* **Description of the task**
Word for word, print each line of the listing below; pictures stay out.

* **Collected material**
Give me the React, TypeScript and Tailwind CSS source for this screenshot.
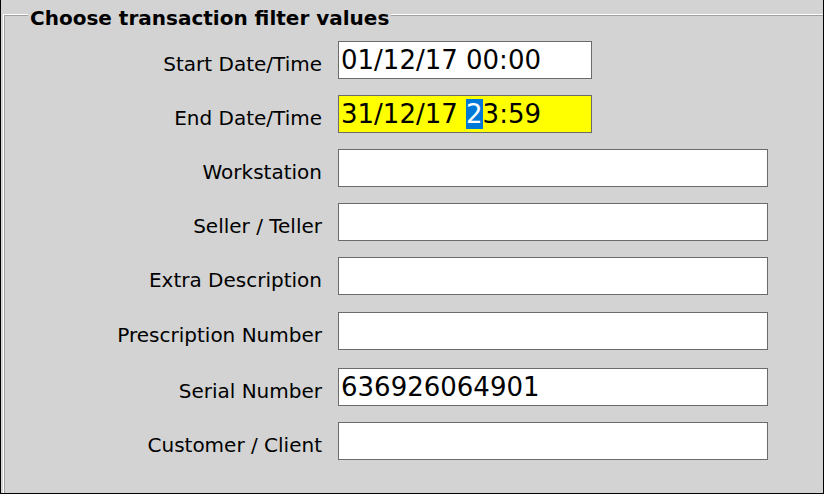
const rows: { label: string; value?: string; short?: boolean; yellow?: boolean; extra?: string }[] = [
  { label: 'Start Date/Time', value: '01/12/17 00:00', short: true },
  { label: 'End Date/Time', short: true, yellow: true },
  { label: 'Workstation' },
  { label: 'Seller / Teller' },
  { label: 'Extra Description' },
  { label: 'Prescription Number', extra: 'mt-[1px]' },
  { label: 'Serial Number', value: '636926064901', extra: 'mt-[2px]' },
  { label: 'Customer / Client' },
]

function Field({ row }: { row: (typeof rows)[number] }) {
  return (
    <div
      className={`h-[38px] border border-[#6b6b6b] pl-[2px] pt-[3px] text-[26px] leading-[30px] text-black whitespace-nowrap ${
        row.short ? 'w-[254px]' : 'w-[430px]'
      } ${row.yellow ? 'bg-[#ffff00]' : 'bg-white'}`}
    >
      {row.yellow ? (
        <>
          31/12/17 <span className="bg-[#0078d7] text-white">2</span>3:59
        </>
      ) : (
        row.value
      )}
    </div>
  )
}

export default function App() {
  return (
    <div
      className="w-[824px] h-[494px] bg-[#d3d3d3] border-l border-r border-b border-black overflow-hidden"
      style={{ fontFamily: '"DejaVu Sans", Verdana, sans-serif' }}
    >
      <div className="relative ml-[2px] mt-[14px] h-[479px] border-t border-l border-white">
        <div className="h-full border-t border-l border-[#a0a0a0]">
          <div className="flex flex-col gap-[16px] pt-[25px]">
            {rows.map((row) => (
              <div key={row.label} className={`flex items-start gap-[16px] ${row.extra ?? ''}`}>
                <div className="w-[317px] mt-[12px] text-right text-[20px] leading-[23px] text-black whitespace-nowrap">
                  {row.label}
                </div>
                <Field row={row} />
              </div>
            ))}
          </div>
        </div>
        <div className="absolute left-[24px] top-[-8px] bg-[#d3d3d3] px-[2px] text-[20px] leading-[22px] font-bold text-black whitespace-nowrap">
          Choose transaction filter values
        </div>
      </div>
    </div>
  )
}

* **Solution below**
Give me the React, TypeScript and Tailwind CSS source for this screenshot.
const rows: { label: string; value?: string; short?: boolean; yellow?: boolean; extra?: string }[] = [
  { label: 'Start Date/Time', value: '01/12/17 00:00', short: true },
  { label: 'End Date/Time', short: true, yellow: true },
  { label: 'Workstation' },
  { label: 'Seller / Teller' },
  { label: 'Extra Description' },
  { label: 'Prescription Number', extra: 'mt-[1px]' },
  { label: 'Serial Number', value: '636926064901', extra: 'mt-[2px]' },
  { label: 'Customer / Client' },
]

function Field({ row }: { row: (typeof rows)[number] }) {
  return (
    <div
      className={`h-[38px] border border-[#6b6b6b] pl-[2px] pt-[3px] text-[26px] leading-[30px] text-black whitespace-nowrap ${
        row.short ? 'w-[254px]' : 'w-[430px]'
      } ${row.yellow ? 'bg-[#ffff00]' : 'bg-white'}`}
    >
      {row.yellow ? (
        <>
          31/12/17 <span className="bg-[#0078d7] text-white">2</span>3:59
        </>
      ) : (
        row.value
      )}
    </div>
  )
}

export default function App() {
  return (
    <div
      className="w-[824px] h-[494px] bg-[#d3d3d3] border-l border-r border-b border-black overflow-hidden"
      style={{ fontFamily: '"DejaVu Sans", Verdana, sans-serif' }}
    >
      <div className="relative ml-[2px] mt-[14px] h-[479px] border-t border-l border-white">
        <div className="h-full border-t border-l border-[#a0a0a0]">
          <div className="flex flex-col gap-[16px] pt-[25px]">
            {rows.map((row) => (
              <div key={row.label} className={`flex items-start gap-[16px] ${row.extra ?? ''}`}>
                <div className="w-[317px] mt-[12px] text-right text-[20px] leading-[23px] text-black whitespace-nowrap">
                  {row.label}
                </div>
                <Field row={row} />
              </div>
            ))}
          </div>
        </div>
        <div className="absolute left-[24px] top-[-8px] bg-[#d3d3d3] px-[2px] text-[20px] leading-[22px] font-bold text-black whitespace-nowrap">
          Choose transaction filter values
        </div>
      </div>
    </div>
  )
}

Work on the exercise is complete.